-- Supplied data start --
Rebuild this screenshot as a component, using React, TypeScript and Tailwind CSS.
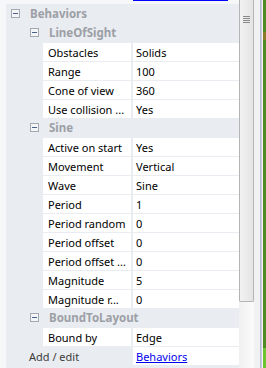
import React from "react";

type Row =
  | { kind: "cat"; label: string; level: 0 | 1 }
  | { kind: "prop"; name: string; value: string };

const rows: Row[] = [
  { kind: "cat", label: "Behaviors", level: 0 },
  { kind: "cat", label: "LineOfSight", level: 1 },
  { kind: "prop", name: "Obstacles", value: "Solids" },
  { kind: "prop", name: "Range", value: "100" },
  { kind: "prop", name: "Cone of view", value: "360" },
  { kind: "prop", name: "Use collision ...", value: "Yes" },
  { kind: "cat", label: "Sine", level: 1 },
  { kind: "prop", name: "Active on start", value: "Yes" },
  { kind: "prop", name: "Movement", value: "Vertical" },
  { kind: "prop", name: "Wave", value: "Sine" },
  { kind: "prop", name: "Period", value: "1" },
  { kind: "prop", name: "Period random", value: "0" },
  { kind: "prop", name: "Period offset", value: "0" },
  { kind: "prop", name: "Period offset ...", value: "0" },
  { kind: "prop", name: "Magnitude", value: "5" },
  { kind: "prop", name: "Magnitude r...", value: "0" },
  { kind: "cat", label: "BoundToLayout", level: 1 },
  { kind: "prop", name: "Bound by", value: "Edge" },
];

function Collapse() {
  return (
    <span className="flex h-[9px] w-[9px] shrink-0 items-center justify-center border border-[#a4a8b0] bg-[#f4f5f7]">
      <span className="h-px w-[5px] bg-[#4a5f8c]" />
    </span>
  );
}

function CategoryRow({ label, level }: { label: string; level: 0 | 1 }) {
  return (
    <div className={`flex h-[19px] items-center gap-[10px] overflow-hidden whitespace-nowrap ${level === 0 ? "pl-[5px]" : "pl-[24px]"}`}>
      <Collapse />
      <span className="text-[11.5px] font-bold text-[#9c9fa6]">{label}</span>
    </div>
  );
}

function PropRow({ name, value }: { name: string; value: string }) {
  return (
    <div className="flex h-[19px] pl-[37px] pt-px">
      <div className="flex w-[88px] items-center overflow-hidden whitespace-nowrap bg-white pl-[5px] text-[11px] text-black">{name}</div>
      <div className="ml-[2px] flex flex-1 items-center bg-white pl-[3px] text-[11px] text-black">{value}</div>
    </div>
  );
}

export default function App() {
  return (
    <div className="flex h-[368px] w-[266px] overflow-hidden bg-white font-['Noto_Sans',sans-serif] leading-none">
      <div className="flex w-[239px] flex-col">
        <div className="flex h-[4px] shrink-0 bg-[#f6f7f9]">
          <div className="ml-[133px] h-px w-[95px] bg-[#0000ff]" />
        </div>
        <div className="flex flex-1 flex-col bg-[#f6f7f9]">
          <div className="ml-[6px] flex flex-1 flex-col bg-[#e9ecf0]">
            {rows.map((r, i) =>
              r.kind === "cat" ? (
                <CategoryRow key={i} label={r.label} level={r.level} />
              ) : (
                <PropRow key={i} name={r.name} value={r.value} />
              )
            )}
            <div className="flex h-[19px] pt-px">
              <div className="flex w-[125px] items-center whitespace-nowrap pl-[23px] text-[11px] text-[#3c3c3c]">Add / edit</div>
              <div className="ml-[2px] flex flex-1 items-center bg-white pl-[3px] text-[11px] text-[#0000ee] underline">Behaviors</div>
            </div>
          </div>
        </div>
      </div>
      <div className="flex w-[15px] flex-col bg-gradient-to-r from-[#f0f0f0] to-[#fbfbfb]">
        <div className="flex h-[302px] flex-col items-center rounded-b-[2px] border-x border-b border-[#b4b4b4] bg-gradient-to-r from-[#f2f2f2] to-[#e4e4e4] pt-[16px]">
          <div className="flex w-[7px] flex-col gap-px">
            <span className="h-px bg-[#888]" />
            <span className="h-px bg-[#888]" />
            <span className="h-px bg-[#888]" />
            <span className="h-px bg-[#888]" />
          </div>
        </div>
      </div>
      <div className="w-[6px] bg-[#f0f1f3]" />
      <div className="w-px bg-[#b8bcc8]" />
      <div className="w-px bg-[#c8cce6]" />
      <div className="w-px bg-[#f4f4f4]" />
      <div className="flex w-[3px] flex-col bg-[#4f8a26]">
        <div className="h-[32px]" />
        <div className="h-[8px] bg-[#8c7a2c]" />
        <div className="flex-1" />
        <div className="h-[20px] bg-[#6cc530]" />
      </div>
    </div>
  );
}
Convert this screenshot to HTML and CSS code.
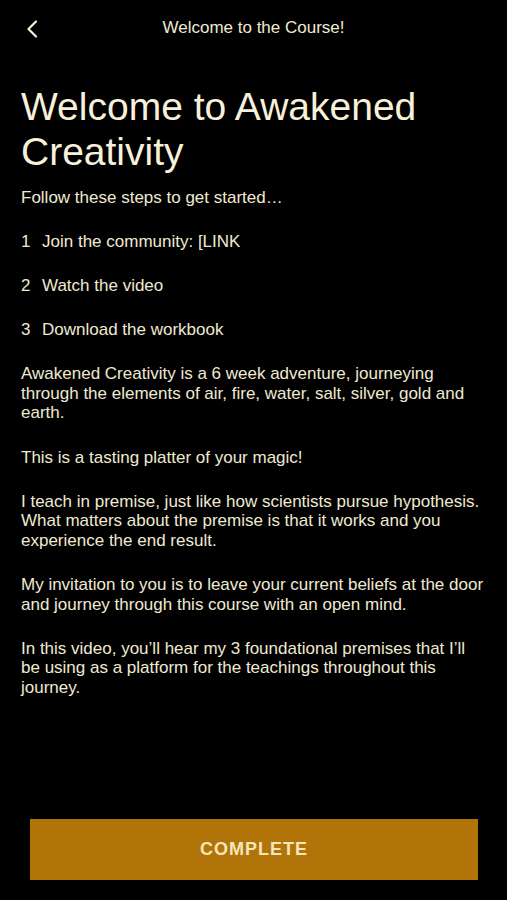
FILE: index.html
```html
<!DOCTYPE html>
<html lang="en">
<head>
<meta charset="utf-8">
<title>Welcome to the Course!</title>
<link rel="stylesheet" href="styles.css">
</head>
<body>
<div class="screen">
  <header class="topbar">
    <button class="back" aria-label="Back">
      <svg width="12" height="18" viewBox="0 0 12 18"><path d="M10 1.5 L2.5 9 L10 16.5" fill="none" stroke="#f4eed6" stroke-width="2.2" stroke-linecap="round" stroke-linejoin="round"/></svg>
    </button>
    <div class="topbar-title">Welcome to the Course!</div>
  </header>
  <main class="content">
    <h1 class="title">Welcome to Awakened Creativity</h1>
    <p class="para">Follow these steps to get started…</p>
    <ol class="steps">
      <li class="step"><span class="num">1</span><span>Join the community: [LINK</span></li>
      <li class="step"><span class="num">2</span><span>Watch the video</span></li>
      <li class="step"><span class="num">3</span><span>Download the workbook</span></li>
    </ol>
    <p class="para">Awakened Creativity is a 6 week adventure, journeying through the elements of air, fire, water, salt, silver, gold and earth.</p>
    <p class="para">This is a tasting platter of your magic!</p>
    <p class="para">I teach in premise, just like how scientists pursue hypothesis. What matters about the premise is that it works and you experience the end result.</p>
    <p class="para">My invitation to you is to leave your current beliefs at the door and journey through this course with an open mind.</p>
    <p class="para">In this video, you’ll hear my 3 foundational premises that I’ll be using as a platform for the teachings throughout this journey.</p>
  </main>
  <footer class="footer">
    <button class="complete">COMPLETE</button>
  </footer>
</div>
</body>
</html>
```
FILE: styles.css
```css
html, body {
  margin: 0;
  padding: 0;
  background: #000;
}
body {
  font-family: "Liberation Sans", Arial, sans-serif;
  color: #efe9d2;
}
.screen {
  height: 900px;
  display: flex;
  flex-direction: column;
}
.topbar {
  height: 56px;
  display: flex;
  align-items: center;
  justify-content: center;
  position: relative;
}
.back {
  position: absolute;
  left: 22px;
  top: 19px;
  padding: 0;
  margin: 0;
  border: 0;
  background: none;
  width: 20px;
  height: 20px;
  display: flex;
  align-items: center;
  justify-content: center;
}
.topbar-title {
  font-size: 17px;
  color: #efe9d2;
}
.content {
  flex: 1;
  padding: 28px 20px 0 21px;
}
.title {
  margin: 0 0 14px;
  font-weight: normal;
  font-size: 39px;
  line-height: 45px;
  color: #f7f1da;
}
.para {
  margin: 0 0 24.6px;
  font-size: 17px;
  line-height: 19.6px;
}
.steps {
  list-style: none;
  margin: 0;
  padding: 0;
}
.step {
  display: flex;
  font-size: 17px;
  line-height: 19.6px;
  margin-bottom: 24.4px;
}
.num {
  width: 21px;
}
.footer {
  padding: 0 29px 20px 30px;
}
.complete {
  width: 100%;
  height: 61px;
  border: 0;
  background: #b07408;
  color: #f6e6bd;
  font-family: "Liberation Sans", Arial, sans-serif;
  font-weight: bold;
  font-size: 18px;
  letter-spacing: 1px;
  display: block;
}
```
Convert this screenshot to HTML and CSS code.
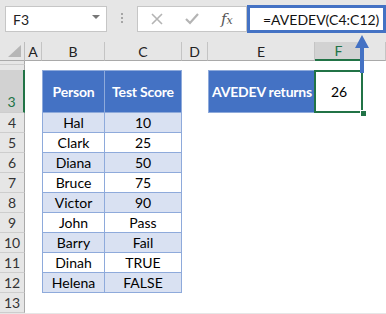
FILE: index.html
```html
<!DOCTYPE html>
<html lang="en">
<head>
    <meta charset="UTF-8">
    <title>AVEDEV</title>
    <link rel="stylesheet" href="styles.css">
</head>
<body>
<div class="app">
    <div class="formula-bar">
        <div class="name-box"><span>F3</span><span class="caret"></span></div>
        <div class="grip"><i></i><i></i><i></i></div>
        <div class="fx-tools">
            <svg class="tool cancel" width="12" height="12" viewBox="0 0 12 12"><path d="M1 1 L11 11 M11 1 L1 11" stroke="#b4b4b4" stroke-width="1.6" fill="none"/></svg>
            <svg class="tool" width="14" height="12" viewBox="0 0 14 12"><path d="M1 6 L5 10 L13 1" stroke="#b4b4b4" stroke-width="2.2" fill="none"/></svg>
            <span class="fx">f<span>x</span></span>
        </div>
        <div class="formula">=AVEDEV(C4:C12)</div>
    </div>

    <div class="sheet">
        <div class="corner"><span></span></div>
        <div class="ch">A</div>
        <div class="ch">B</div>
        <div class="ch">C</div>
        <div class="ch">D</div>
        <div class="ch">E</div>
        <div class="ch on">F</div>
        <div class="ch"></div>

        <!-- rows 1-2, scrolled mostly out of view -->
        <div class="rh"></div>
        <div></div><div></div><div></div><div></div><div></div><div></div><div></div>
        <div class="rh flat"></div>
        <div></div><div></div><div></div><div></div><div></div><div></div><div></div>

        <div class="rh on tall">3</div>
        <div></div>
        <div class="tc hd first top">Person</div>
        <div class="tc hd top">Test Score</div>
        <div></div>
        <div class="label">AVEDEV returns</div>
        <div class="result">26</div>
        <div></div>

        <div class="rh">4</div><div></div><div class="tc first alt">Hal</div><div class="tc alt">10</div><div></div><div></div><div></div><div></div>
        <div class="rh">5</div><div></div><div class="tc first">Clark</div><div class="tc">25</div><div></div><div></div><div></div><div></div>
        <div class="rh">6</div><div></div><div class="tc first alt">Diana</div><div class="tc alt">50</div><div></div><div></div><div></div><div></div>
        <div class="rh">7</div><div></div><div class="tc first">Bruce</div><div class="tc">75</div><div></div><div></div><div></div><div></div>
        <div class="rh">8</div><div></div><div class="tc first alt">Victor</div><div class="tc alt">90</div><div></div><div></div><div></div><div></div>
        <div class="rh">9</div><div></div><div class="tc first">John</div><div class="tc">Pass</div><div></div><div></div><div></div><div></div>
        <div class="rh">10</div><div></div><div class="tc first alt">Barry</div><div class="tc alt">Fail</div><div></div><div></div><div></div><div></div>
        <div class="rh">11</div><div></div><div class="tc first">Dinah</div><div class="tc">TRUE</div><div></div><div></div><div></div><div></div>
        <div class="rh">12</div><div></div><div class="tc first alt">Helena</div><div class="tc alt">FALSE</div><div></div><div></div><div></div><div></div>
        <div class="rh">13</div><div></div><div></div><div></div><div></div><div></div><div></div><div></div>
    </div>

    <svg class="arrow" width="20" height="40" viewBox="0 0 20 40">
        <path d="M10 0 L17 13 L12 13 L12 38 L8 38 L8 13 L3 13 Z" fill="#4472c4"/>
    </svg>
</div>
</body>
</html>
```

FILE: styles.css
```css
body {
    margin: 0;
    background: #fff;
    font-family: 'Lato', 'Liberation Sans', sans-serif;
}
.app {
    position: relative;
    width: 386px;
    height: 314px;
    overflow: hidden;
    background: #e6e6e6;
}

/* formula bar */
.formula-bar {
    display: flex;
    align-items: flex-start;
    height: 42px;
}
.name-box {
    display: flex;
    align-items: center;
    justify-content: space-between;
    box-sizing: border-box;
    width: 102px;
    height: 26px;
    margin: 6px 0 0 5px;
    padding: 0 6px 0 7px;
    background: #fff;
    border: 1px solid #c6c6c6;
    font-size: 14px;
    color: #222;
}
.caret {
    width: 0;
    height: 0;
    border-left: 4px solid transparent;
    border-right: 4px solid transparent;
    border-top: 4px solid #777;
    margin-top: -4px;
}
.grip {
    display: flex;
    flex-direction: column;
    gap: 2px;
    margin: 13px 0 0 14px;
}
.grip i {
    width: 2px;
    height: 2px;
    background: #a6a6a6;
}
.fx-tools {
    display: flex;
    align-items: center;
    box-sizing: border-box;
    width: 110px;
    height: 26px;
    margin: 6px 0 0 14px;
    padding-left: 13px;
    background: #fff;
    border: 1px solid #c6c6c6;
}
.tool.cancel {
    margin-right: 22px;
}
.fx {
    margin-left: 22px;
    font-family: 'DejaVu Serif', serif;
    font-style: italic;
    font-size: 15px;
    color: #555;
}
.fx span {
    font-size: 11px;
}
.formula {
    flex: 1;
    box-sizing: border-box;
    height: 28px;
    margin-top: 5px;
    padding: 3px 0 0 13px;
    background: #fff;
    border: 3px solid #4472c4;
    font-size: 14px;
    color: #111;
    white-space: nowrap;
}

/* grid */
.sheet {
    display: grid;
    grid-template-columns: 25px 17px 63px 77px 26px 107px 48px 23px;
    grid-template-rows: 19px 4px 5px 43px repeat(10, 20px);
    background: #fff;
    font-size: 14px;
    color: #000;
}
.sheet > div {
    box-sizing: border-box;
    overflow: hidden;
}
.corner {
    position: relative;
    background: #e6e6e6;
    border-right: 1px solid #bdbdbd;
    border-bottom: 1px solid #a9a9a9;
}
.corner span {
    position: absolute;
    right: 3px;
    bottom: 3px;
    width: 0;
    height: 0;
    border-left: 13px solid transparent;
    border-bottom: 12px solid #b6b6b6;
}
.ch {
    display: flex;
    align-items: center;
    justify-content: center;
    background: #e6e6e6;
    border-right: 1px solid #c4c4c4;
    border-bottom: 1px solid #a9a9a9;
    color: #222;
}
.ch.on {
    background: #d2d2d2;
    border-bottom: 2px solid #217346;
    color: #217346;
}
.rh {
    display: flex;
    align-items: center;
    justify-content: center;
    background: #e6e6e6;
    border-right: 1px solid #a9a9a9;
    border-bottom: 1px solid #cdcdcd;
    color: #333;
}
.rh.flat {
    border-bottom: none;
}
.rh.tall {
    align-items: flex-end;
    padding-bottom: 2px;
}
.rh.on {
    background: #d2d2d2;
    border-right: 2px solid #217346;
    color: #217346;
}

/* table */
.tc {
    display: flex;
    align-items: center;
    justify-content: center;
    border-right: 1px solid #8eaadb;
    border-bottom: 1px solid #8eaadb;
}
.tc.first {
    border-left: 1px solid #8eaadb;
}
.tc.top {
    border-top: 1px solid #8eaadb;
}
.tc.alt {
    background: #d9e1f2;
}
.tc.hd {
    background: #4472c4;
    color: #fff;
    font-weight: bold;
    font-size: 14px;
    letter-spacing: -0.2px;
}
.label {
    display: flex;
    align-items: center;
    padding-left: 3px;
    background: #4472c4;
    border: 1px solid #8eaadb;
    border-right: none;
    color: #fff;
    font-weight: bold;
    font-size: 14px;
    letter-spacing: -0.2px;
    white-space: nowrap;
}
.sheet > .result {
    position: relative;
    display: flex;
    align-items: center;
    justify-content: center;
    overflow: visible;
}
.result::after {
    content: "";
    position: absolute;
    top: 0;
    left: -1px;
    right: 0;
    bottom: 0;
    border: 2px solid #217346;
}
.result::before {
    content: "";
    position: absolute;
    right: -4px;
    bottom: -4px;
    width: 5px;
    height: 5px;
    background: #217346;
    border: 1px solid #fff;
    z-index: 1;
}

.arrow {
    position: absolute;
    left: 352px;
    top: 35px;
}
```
-- Supplied data end --
Exercise – From the entries above, collect every line with the string "React" in it.

Response for this exercise –
Rebuild this screenshot as a component, using React, TypeScript and Tailwind CSS.
import React from "react";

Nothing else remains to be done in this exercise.